*SHORT PROBLEM*: Spot each line that carries the word "components"; copy those lines.

-- BEGIN RECORDS --

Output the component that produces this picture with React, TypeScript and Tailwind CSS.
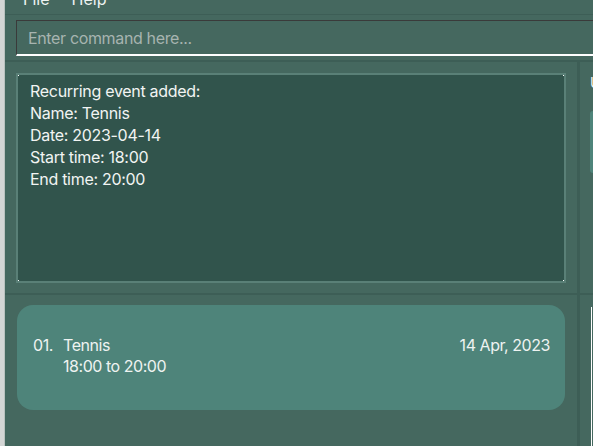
import React from 'react';

const font = { fontFamily: 'Inter, "Noto Sans", sans-serif' };

const resultLines = [
  'Recurring event added:',
  'Name: Tennis',
  'Date: 2023-04-14',
  'Start time: 18:00',
  'End time: 20:00',
];

const EventCard: React.FC = () => (
  <div className="mx-[12px] mt-[10px] h-[105px] rounded-[16px] bg-[#4e847a] pl-[16px] pr-[15px] pt-[30px] text-[16px] leading-[21px] tracking-[-0.45px] text-[#eef3f1]">
    <div className="flex">
      <span className="w-[30px]">01.</span>
      <div className="flex-1">
        <div className="flex justify-between">
          <span>Tennis</span>
          <span>14 Apr, 2023</span>
        </div>
        <div className="flex gap-[4px]">
          <span>18:00</span>
          <span>to</span>
          <span>20:00</span>
        </div>
      </div>
    </div>
  </div>
);

export default function App() {
  return (
    <div className="flex h-[446px] w-[593px] overflow-hidden bg-[#45685f]" style={font}>
      {/* window edge */}
      <div className="w-[5px] shrink-0 border-r border-[#b9c2bf] bg-[#d4d6d5]" />

      <div className="flex min-w-0 flex-1 flex-col">
        {/* menu bar, clipped at the top */}
        <div className="h-[15px] shrink-0 overflow-hidden border-b border-[#3d5e56]">
          <div className="-mt-[12px] flex gap-[22px] pl-[18px] text-[16px] leading-[22px] text-[#eef3f1]">
            <span>File</span>
            <span>Help</span>
          </div>
        </div>

        {/* command box */}
        <div className="shrink-0 pb-[4px] pl-[11px] pt-[5px]">
          <div className="flex h-[36px] w-[620px] items-center border-l border-t border-b-2 border-l-[#3a3a3a] border-t-[#3a3a3a] border-b-white pl-[11px] text-[16px] tracking-[-0.35px] text-[#a7b4b0]">
            Enter command here...
          </div>
        </div>
        <div className="h-[2px] shrink-0 bg-[#3d5e56]" />

        <div className="flex min-h-0 flex-1">
          {/* left column */}
          <div className="flex w-[572px] shrink-0 flex-col">
            <div className="h-[231px] shrink-0 px-[11px] pt-[11px]">
              <div className="relative h-[210px] border-2 border-[#5a8077] bg-[#31544c] px-[12px] pt-[5px] text-[16px] leading-[22px] tracking-[-0.3px] text-[#f2f4f3]">
                <span className="absolute left-0 top-0 h-[1px] w-[1px] bg-white" />
                <span className="absolute right-0 top-0 h-[1px] w-[1px] bg-white" />
                <span className="absolute bottom-0 left-0 h-[1px] w-[1px] bg-white" />
                <span className="absolute bottom-0 right-0 h-[1px] w-[1px] bg-white" />
                {resultLines.map((l) => (
                  <div key={l}>{l}</div>
                ))}
              </div>
            </div>
            <div className="h-[2px] shrink-0 bg-[#3d5e56]" />
            <div className="flex-1">
              <EventCard />
            </div>
          </div>

          {/* divider */}
          <div className="w-[3px] shrink-0 bg-[#3d5e56]" />

          {/* right column */}
          <div className="flex min-w-0 flex-1 flex-col">
            <div className="h-[231px] shrink-0 pl-[10px] pt-[13px]">
              <div className="text-[14px] leading-[16px] text-[#f2f4f3]">Upcoming</div>
              <div className="mt-[20px] h-[62px] rounded-tl-[10px] rounded-bl-[10px] bg-[#4e847a]" />
            </div>
            <div className="h-[2px] shrink-0 bg-[#3d5e56]" />
            <div className="flex-1 pl-[11px] pt-[12px]">
              <div className="h-full w-[1px] bg-white" />
            </div>
          </div>
        </div>
      </div>
    </div>
  );
}
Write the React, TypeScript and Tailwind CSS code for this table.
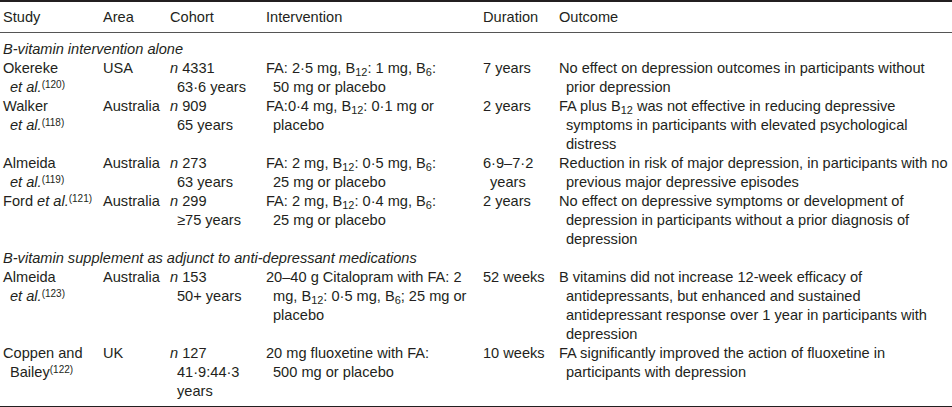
import React from "react";

type Line = React.ReactNode;

const B12 = (
  <>
    B<sub>12</sub>
  </>
);
const B6 = (
  <>
    B<sub>6</sub>
  </>
);

function Cell({ lines }: { lines: Line[] }) {
  return (
    <div className="pl-[7px] -indent-[7px] whitespace-nowrap">
      {lines.map((l, i) => (
        <React.Fragment key={i}>
          {i > 0 && <br />}
          {l}
        </React.Fragment>
      ))}
    </div>
  );
}

const EtAl = ({ n }: { n: string }) => (
  <>
    <i>et al.</i>
    <sup className="text-[10px] -top-[0.45em]">({n})</sup>
  </>
);

type Row = {
  study: Line[];
  area: string;
  cohort: Line[];
  intervention: Line[];
  duration: Line[];
  outcome: Line[];
};

const group1: Row[] = [
  {
    study: ["Okereke", <EtAl n="120" />],
    area: "USA",
    cohort: [<><i>n</i> 4331</>, "63·6 years"],
    intervention: [<>FA: 2·5 mg, {B12}: 1 mg, {B6}:</>, "50 mg or placebo"],
    duration: ["7 years"],
    outcome: ["No effect on depression outcomes in participants without", "prior depression"],
  },
  {
    study: ["Walker", <EtAl n="118" />],
    area: "Australia",
    cohort: [<><i>n</i> 909</>, "65 years"],
    intervention: [<>FA:0·4 mg, {B12}: 0·1 mg or</>, "placebo"],
    duration: ["2 years"],
    outcome: [
      <>FA plus {B12} was not effective in reducing depressive</>,
      "symptoms in participants with elevated psychological",
      "distress",
    ],
  },
  {
    study: ["Almeida", <EtAl n="119" />],
    area: "Australia",
    cohort: [<><i>n</i> 273</>, "63 years"],
    intervention: [<>FA: 2 mg, {B12}: 0·5 mg, {B6}:</>, "25 mg or placebo"],
    duration: ["6·9–7·2", "years"],
    outcome: [
      "Reduction in risk of major depression, in participants with no",
      "previous major depressive episodes",
    ],
  },
  {
    study: [<>Ford <EtAl n="121" /></>],
    area: "Australia",
    cohort: [<><i>n</i> 299</>, "≥75 years"],
    intervention: [<>FA: 2 mg, {B12}: 0·4 mg, {B6}:</>, "25 mg or placebo"],
    duration: ["2 years"],
    outcome: [
      "No effect on depressive symptoms or development of",
      "depression in participants without a prior diagnosis of",
      "depression",
    ],
  },
];

const group2: Row[] = [
  {
    study: ["Almeida", <EtAl n="123" />],
    area: "Australia",
    cohort: [<><i>n</i> 153</>, "50+ years"],
    intervention: [
      "20–40 g Citalopram with FA: 2",
      <>mg, {B12}: 0·5 mg, {B6}; 25 mg or</>,
      "placebo",
    ],
    duration: ["52 weeks"],
    outcome: [
      "B vitamins did not increase 12-week efficacy of",
      "antidepressants, but enhanced and sustained",
      "antidepressant response over 1 year in participants with",
      "depression",
    ],
  },
  {
    study: [
      "Coppen and",
      <>
        Bailey<sup className="text-[10px] -top-[0.45em]">(122)</sup>
      </>,
    ],
    area: "UK",
    cohort: [<><i>n</i> 127</>, "41·9:44·3", "years"],
    intervention: ["20 mg fluoxetine with FA:", "500 mg or placebo"],
    duration: ["10 weeks"],
    outcome: ["FA significantly improved the action of fluoxetine in", "participants with depression"],
  },
];

function DataRow({ r, last }: { r: Row; last?: boolean }) {
  const td = `align-top pl-[3px] p-0 ${last ? "pb-[5px]" : ""}`;
  return (
    <tr>
      <td className={td}>
        <Cell lines={r.study} />
      </td>
      <td className={td}>
        <Cell lines={[r.area]} />
      </td>
      <td className={td}>
        <Cell lines={r.cohort} />
      </td>
      <td className={td}>
        <Cell lines={r.intervention} />
      </td>
      <td className={td}>
        <Cell lines={r.duration} />
      </td>
      <td className={td}>
        <Cell lines={r.outcome} />
      </td>
    </tr>
  );
}

export default function App() {
  return (
    <div className="w-[952px] bg-white text-[#231f20] font-['Liberation_Sans',Arial,sans-serif] text-[14.6px] leading-[19px]">
      <table className="w-[952px] table-fixed border-collapse">
        <colgroup>
          <col className="w-[100px]" />
          <col className="w-[67px]" />
          <col className="w-[96px]" />
          <col className="w-[217px]" />
          <col className="w-[76px]" />
          <col className="w-[396px]" />
        </colgroup>
        <thead>
          <tr className="border-t-2 border-b border-t-[#231f20] border-b-[#555]">
            {["Study", "Area", "Cohort", "Intervention", "Duration", "Outcome"].map((h) => (
              <th key={h} className="text-left font-normal pl-[3px] pt-[6px] pb-[5px]">
                {h}
              </th>
            ))}
          </tr>
        </thead>
        <tbody>
          <tr>
            <td colSpan={6} className="pl-[3px] pt-[7px] italic">
              B-vitamin intervention alone
            </td>
          </tr>
          {group1.map((r, i) => (
            <DataRow key={i} r={r} />
          ))}
          <tr>
            <td colSpan={6} className="pl-[3px] italic">
              B-vitamin supplement as adjunct to anti-depressant medications
            </td>
          </tr>
          {group2.map((r, i) => (
            <DataRow key={i} r={r} last={i === group2.length - 1} />
          ))}
          <tr className="border-t-2 border-t-[#231f20]">
            <td colSpan={6} className="p-0 h-0"></td>
          </tr>
        </tbody>
      </table>
    </div>
  );
}
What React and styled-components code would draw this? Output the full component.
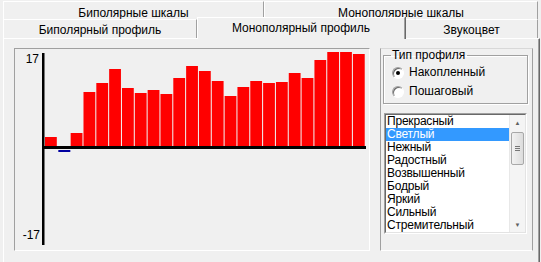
import React from 'react';
import styled, { createGlobalStyle } from 'styled-components';

const GlobalStyle = createGlobalStyle`
  html, body {
    margin: 0;
    padding: 0;
    background: #f0f0f0;
  }
  body {
    font-family: "Liberation Sans", Arial, sans-serif;
    font-size: 12px;
    color: #000;
  }
`;

const Window = styled.div`
  width: 541px;
  height: 262px;
  overflow: hidden;
  background: #f0f0f0;
`;

const TabRow = styled.div`
  display: flex;
  padding-left: 3px;
  padding-top: ${props => (props.top ? '1px' : '0')};
  height: ${props => (props.top ? '18px' : '19px')};
`;

const Tab = styled.div`
  box-sizing: border-box;
  flex: 0 0 ${props => props.w}px;
  height: ${props => (props.active ? '22px' : '100%')};
  margin-top: ${props => (props.active ? '-2px' : '0')};
  position: relative;
  z-index: ${props => (props.active ? 1 : 0)};
  background: #f0f0f0;
  border-top: 1px solid #fff;
  border-left: 1px solid #fff;
  border-right: 1px solid #a0a0a0;
  box-shadow: ${props => (props.active ? '1px 0 0 #696969' : 'none')};
  display: flex;
  justify-content: center;
  padding-top: ${props => (props.top ? '5px' : '4px')};
  line-height: 13px;
  white-space: nowrap;
`;

const Panel = styled.div`
  box-sizing: border-box;
  margin-left: 3px;
  width: 537px;
  height: 230px;
  border-top: 1px solid #fff;
  border-left: 1px solid #fff;
  border-right: 1px solid #696969;
  box-shadow: inset -1px 0 0 #a0a0a0;
  display: flex;
  gap: 10px;
  padding: 9px 0 0 10px;
`;

const ChartFrame = styled.div`
  box-sizing: border-box;
  flex: 0 0 356px;
  height: 203px;
  border-top: 1px solid #a0a0a0;
  border-left: 1px solid #a0a0a0;
  border-right: 1px solid #fff;
  border-bottom: 1px solid #fff;
  svg {
    display: block;
  }
`;

const SidePanel = styled.div`
  box-sizing: border-box;
  flex: 0 0 153px;
  height: 203px;
  border-top: 1px solid #d8d8d8;
  border-left: 1px solid #a0a0a0;
  border-right: 1px solid #a0a0a0;
  border-bottom: 1px solid #fff;
  display: flex;
  flex-direction: column;
  padding: 0 4px 0 2px;
`;

const GroupBox = styled.fieldset`
  box-sizing: border-box;
  margin: 0;
  height: 55px;
  padding: 1px 0 0 8px;
  border: 1px solid #a0a0a0;
  box-shadow: 1px 1px 0 #fff, inset 1px 1px 0 #fff;
  legend {
    padding: 0 2px 0 1px;
    margin-left: -1px;
    line-height: 13px;
  }
`;

const RadioRow = styled.label`
  display: flex;
  align-items: center;
  gap: 5px;
  height: 19px;
  line-height: 13px;
`;

const RadioDot = styled.span`
  box-sizing: border-box;
  width: 12px;
  height: 12px;
  border-radius: 50%;
  background: #fff;
  border: 1px solid;
  border-color: #a0a0a0 #fff #fff #a0a0a0;
  box-shadow: inset 1px 1px 0 #696969;
  display: flex;
  align-items: center;
  justify-content: center;
  &::after {
    content: '';
    width: 4px;
    height: 4px;
    border-radius: 50%;
    background: ${props => (props.checked ? '#000' : 'transparent')};
  }
`;

const ListBox = styled.div`
  box-sizing: border-box;
  margin-top: 9px;
  margin-left: 1px;
  width: 143px;
  height: 121px;
  border: 1px solid;
  border-color: #a0a0a0 #fff #fff #a0a0a0;
  display: flex;
`;

const ListInner = styled.div`
  flex: 1;
  display: flex;
  border: 1px solid;
  border-color: #696969 #e3e3e3 #e3e3e3 #696969;
  background: #fff;
  overflow: hidden;
`;

const Items = styled.div`
  flex: 1;
  overflow: hidden;
`;

const Item = styled.div`
  height: 13px;
  line-height: 13px;
  padding-left: 1px;
  letter-spacing: -0.2px;
  white-space: nowrap;
  background: ${props => (props.selected ? '#3399ff' : 'transparent')};
  color: ${props => (props.selected ? '#fff' : '#000')};
`;

const ScrollBar = styled.div`
  width: 15px;
  background: #f4f4f4;
  border-left: 1px solid #e8e8e8;
  display: flex;
  flex-direction: column;
  align-items: center;
`;

const Arrow = styled.div`
  height: 15px;
  display: flex;
  align-items: center;
  justify-content: center;
  color: #606060;
  font-size: 6px;
`;

const Thumb = styled.div`
  box-sizing: border-box;
  margin-top: 2px;
  width: 13px;
  height: 33px;
  border: 1px solid #a8a8a8;
  border-radius: 2px;
  background: linear-gradient(to right, #f2f2f2, #dcdcdc);
  display: flex;
  flex-direction: column;
  align-items: center;
  justify-content: center;
  gap: 1px;
  span {
    width: 5px;
    height: 1px;
    background: #777;
  }
`;

const Track = styled.div`
  flex: 1;
`;

// bar tops in page pixels, 0 means the small negative stub
const tops = [137, 0, 133, 92, 83, 69, 88, 93, 90, 94, 78, 66, 71, 81, 96, 87, 81, 83, 82, 73, 78, 60, 52, 52, 54];
const ZERO = 146;

function Chart() {
  return (
    <svg width="354" height="201" viewBox="15 49 354 201">
      {tops.map((t, i) => {
        const x = 45 + i * 12.83;
        if (!t) {
          return <rect key={i} x={x + 0.5} y={150} width={12} height={2} fill="#0000a0" />;
        }
        return <rect key={i} x={x} y={t} width={11.8} height={ZERO - t} fill="#ff0000" />;
      })}
      <rect x="42" y="146" width="324" height="3" fill="#000" />
      <rect x="42" y="53" width="2.5" height="192" fill="#000" />
      <text x="39" y="63" textAnchor="end" fontFamily="Liberation Sans, Arial, sans-serif" fontSize="12">17</text>
      <text x="40" y="239" textAnchor="end" fontFamily="Liberation Sans, Arial, sans-serif" fontSize="12">-17</text>
    </svg>
  );
}

const words = ['Прекрасный', 'Светлый', 'Нежный', 'Радостный', 'Возвышенный', 'Бодрый', 'Яркий', 'Сильный', 'Стремительный'];

export default function App() {
  return (
    <Window>
      <GlobalStyle />
      <TabRow top>
        <Tab top w={261}>Биполярные шкалы</Tab>
        <Tab top w={274}>Монополярные шкалы</Tab>
      </TabRow>
      <TabRow>
        <Tab w={194}>Биполярный профиль</Tab>
        <Tab w={208} active>Монополярный профиль</Tab>
        <Tab w={133}>Звукоцвет</Tab>
      </TabRow>
      <Panel>
        <ChartFrame>
          <Chart />
        </ChartFrame>
        <SidePanel>
          <GroupBox>
            <legend>Тип профиля</legend>
            <RadioRow>
              <RadioDot checked />
              Накопленный
            </RadioRow>
            <RadioRow>
              <RadioDot />
              Пошаговый
            </RadioRow>
          </GroupBox>
          <ListBox>
            <ListInner>
              <Items>
                {words.map((w, i) => (
                  <Item key={w} selected={i === 1}>{w}</Item>
                ))}
              </Items>
              <ScrollBar>
                <Arrow>▲</Arrow>
                <Thumb><span /><span /><span /></Thumb>
                <Track />
                <Arrow>▼</Arrow>
              </ScrollBar>
            </ListInner>
          </ListBox>
        </SidePanel>
      </Panel>
    </Window>
  );
}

-- END RECORDS --

*REPLY TO THE EXERCISE*:
What React and styled-components code would draw this? Output the full component.
import styled, { createGlobalStyle } from 'styled-components';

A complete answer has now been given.